[start]

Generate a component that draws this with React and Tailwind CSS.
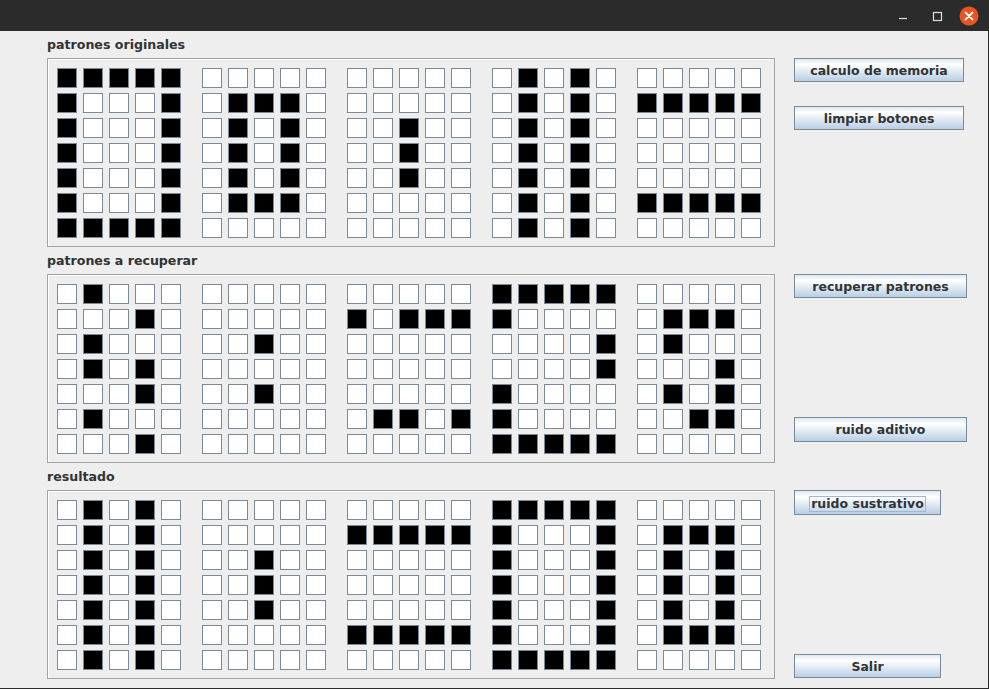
const originales = [
  ['11111', '10001', '10001', '10001', '10001', '10001', '11111'],
  ['00000', '01110', '01010', '01010', '01010', '01110', '00000'],
  ['00000', '00000', '00100', '00100', '00100', '00000', '00000'],
  ['01010', '01010', '01010', '01010', '01010', '01010', '01010'],
  ['00000', '11111', '00000', '00000', '00000', '11111', '00000'],
];

const recuperar = [
  ['01000', '00010', '01000', '01010', '00010', '01000', '00010'],
  ['00000', '00000', '00100', '00000', '00100', '00000', '00000'],
  ['00000', '10111', '00000', '00000', '00000', '01101', '00000'],
  ['11111', '10000', '00001', '00001', '10000', '10000', '11111'],
  ['00000', '01110', '01000', '00010', '01010', '00110', '00000'],
];

const resultado = [
  ['01010', '01010', '01010', '01010', '01010', '01010', '01010'],
  ['00000', '00000', '00100', '00100', '00100', '00000', '00000'],
  ['00000', '11111', '00000', '00000', '00000', '11111', '00000'],
  ['11111', '10001', '10001', '10001', '10001', '10001', '11111'],
  ['00000', '01110', '01010', '01010', '01010', '01110', '00000'],
];

const font = { fontFamily: '"DejaVu Sans", sans-serif' };

function Group({ rows }) {
  return (
    <div className="flex flex-col gap-[5px]">
      {rows.map((row, r) => (
        <div key={r} className="flex gap-[6px]">
          {row.split('').map((c, i) => (
            <div
              key={i}
              className={`w-[20px] h-[20px] border border-[#7a8a99] ${c === '1' ? 'bg-black' : 'bg-white'}`}
            />
          ))}
        </div>
      ))}
    </div>
  );
}

function Section({ label, groups }) {
  return (
    <div className="flex flex-col">
      <div className="h-[16px] mb-[5px] text-[12.6px] leading-[16px] font-bold text-[#333333]">{label}</div>
      <div className="w-[728px] h-[189px] border border-[#a3a3a3]">
        <div className="w-full h-full border-l border-t border-white pl-[8px] pt-[8px] flex gap-[21px]">
          {groups.map((g, i) => (
            <Group key={i} rows={g} />
          ))}
        </div>
      </div>
    </div>
  );
}

function Boton({ children, className = '', focus = false }) {
  return (
    <div
      className={`h-[24px] pt-[2px] border border-[#7a8a99] bg-gradient-to-b from-[#dde8f3] via-white via-[25%] to-[#b8cfe5] flex items-center justify-center text-[12.5px] font-bold text-[#333333] ${className}`}
    >
      <span className={focus ? 'border border-[#a3b8cc] px-[1px] leading-[14px]' : ''}>{children}</span>
    </div>
  );
}

export default function App() {
  return (
    <div className="w-[989px] h-[689px] bg-[#eeeeee] flex flex-col border-r border-b border-[#2b2b2b] overflow-hidden" style={font}>
      {/* title bar */}
      <div className="h-[31px] bg-[#2b2b2b] shrink-0 flex items-center justify-end">
        <svg width="16" height="16" viewBox="0 0 16 16" className="mr-[18px]">
          <path d="M4 10.5h8" stroke="#e0e0e0" strokeWidth="1.2" />
        </svg>
        <svg width="16" height="16" viewBox="0 0 16 16" className="mr-[14px]">
          <rect x="4.5" y="4.5" width="8" height="8" fill="none" stroke="#e0e0e0" strokeWidth="1.2" />
        </svg>
        <svg width="20" height="20" viewBox="0 0 20 20" className="mr-[9px]">
          <circle cx="10" cy="10" r="9.5" fill="#e95420" />
          <path d="M6.5 6.5l7 7M13.5 6.5l-7 7" stroke="white" strokeWidth="1.8" strokeLinecap="round" />
        </svg>
      </div>

      <div className="flex pl-[47px]">
        <div className="flex flex-col gap-[6px] pt-[6px]">
          <Section label="patrones originales" groups={originales} />
          <Section label="patrones a recuperar" groups={recuperar} />
          <Section label="resultado" groups={resultado} />
        </div>

        <div className="flex flex-col ml-[19px]">
          <Boton className="w-[170px] mt-[27px]">calculo de memoria</Boton>
          <Boton className="w-[170px] mt-[24px]">limpiar botones</Boton>
          <Boton className="w-[173px] mt-[144px]">recuperar patrones</Boton>
          <Boton className="w-[173px] mt-[119px] h-[25px]">ruido aditivo</Boton>
          <Boton className="w-[147px] mt-[48px] h-[25px]" focus>ruido sustrativo</Boton>
          <Boton className="w-[147px] mt-[139px]">Salir</Boton>
        </div>
      </div>
    </div>
  );
}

[end]

• **Written exercise**:
Write the material out again exactly as it appears, dropping the pictures.

• **Finished exercise**:
Generate a component that draws this with React and Tailwind CSS.
const originales = [
  ['11111', '10001', '10001', '10001', '10001', '10001', '11111'],
  ['00000', '01110', '01010', '01010', '01010', '01110', '00000'],
  ['00000', '00000', '00100', '00100', '00100', '00000', '00000'],
  ['01010', '01010', '01010', '01010', '01010', '01010', '01010'],
  ['00000', '11111', '00000', '00000', '00000', '11111', '00000'],
];

const recuperar = [
  ['01000', '00010', '01000', '01010', '00010', '01000', '00010'],
  ['00000', '00000', '00100', '00000', '00100', '00000', '00000'],
  ['00000', '10111', '00000', '00000', '00000', '01101', '00000'],
  ['11111', '10000', '00001', '00001', '10000', '10000', '11111'],
  ['00000', '01110', '01000', '00010', '01010', '00110', '00000'],
];

const resultado = [
  ['01010', '01010', '01010', '01010', '01010', '01010', '01010'],
  ['00000', '00000', '00100', '00100', '00100', '00000', '00000'],
  ['00000', '11111', '00000', '00000', '00000', '11111', '00000'],
  ['11111', '10001', '10001', '10001', '10001', '10001', '11111'],
  ['00000', '01110', '01010', '01010', '01010', '01110', '00000'],
];

const font = { fontFamily: '"DejaVu Sans", sans-serif' };

function Group({ rows }) {
  return (
    <div className="flex flex-col gap-[5px]">
      {rows.map((row, r) => (
        <div key={r} className="flex gap-[6px]">
          {row.split('').map((c, i) => (
            <div
              key={i}
              className={`w-[20px] h-[20px] border border-[#7a8a99] ${c === '1' ? 'bg-black' : 'bg-white'}`}
            />
          ))}
        </div>
      ))}
    </div>
  );
}

function Section({ label, groups }) {
  return (
    <div className="flex flex-col">
      <div className="h-[16px] mb-[5px] text-[12.6px] leading-[16px] font-bold text-[#333333]">{label}</div>
      <div className="w-[728px] h-[189px] border border-[#a3a3a3]">
        <div className="w-full h-full border-l border-t border-white pl-[8px] pt-[8px] flex gap-[21px]">
          {groups.map((g, i) => (
            <Group key={i} rows={g} />
          ))}
        </div>
      </div>
    </div>
  );
}

function Boton({ children, className = '', focus = false }) {
  return (
    <div
      className={`h-[24px] pt-[2px] border border-[#7a8a99] bg-gradient-to-b from-[#dde8f3] via-white via-[25%] to-[#b8cfe5] flex items-center justify-center text-[12.5px] font-bold text-[#333333] ${className}`}
    >
      <span className={focus ? 'border border-[#a3b8cc] px-[1px] leading-[14px]' : ''}>{children}</span>
    </div>
  );
}

export default function App() {
  return (
    <div className="w-[989px] h-[689px] bg-[#eeeeee] flex flex-col border-r border-b border-[#2b2b2b] overflow-hidden" style={font}>
      {/* title bar */}
      <div className="h-[31px] bg-[#2b2b2b] shrink-0 flex items-center justify-end">
        <svg width="16" height="16" viewBox="0 0 16 16" className="mr-[18px]">
          <path d="M4 10.5h8" stroke="#e0e0e0" strokeWidth="1.2" />
        </svg>
        <svg width="16" height="16" viewBox="0 0 16 16" className="mr-[14px]">
          <rect x="4.5" y="4.5" width="8" height="8" fill="none" stroke="#e0e0e0" strokeWidth="1.2" />
        </svg>
        <svg width="20" height="20" viewBox="0 0 20 20" className="mr-[9px]">
          <circle cx="10" cy="10" r="9.5" fill="#e95420" />
          <path d="M6.5 6.5l7 7M13.5 6.5l-7 7" stroke="white" strokeWidth="1.8" strokeLinecap="round" />
        </svg>
      </div>

      <div className="flex pl-[47px]">
        <div className="flex flex-col gap-[6px] pt-[6px]">
          <Section label="patrones originales" groups={originales} />
          <Section label="patrones a recuperar" groups={recuperar} />
          <Section label="resultado" groups={resultado} />
        </div>

        <div className="flex flex-col ml-[19px]">
          <Boton className="w-[170px] mt-[27px]">calculo de memoria</Boton>
          <Boton className="w-[170px] mt-[24px]">limpiar botones</Boton>
          <Boton className="w-[173px] mt-[144px]">recuperar patrones</Boton>
          <Boton className="w-[173px] mt-[119px] h-[25px]">ruido aditivo</Boton>
          <Boton className="w-[147px] mt-[48px] h-[25px]" focus>ruido sustrativo</Boton>
          <Boton className="w-[147px] mt-[139px]">Salir</Boton>
        </div>
      </div>
    </div>
  );
}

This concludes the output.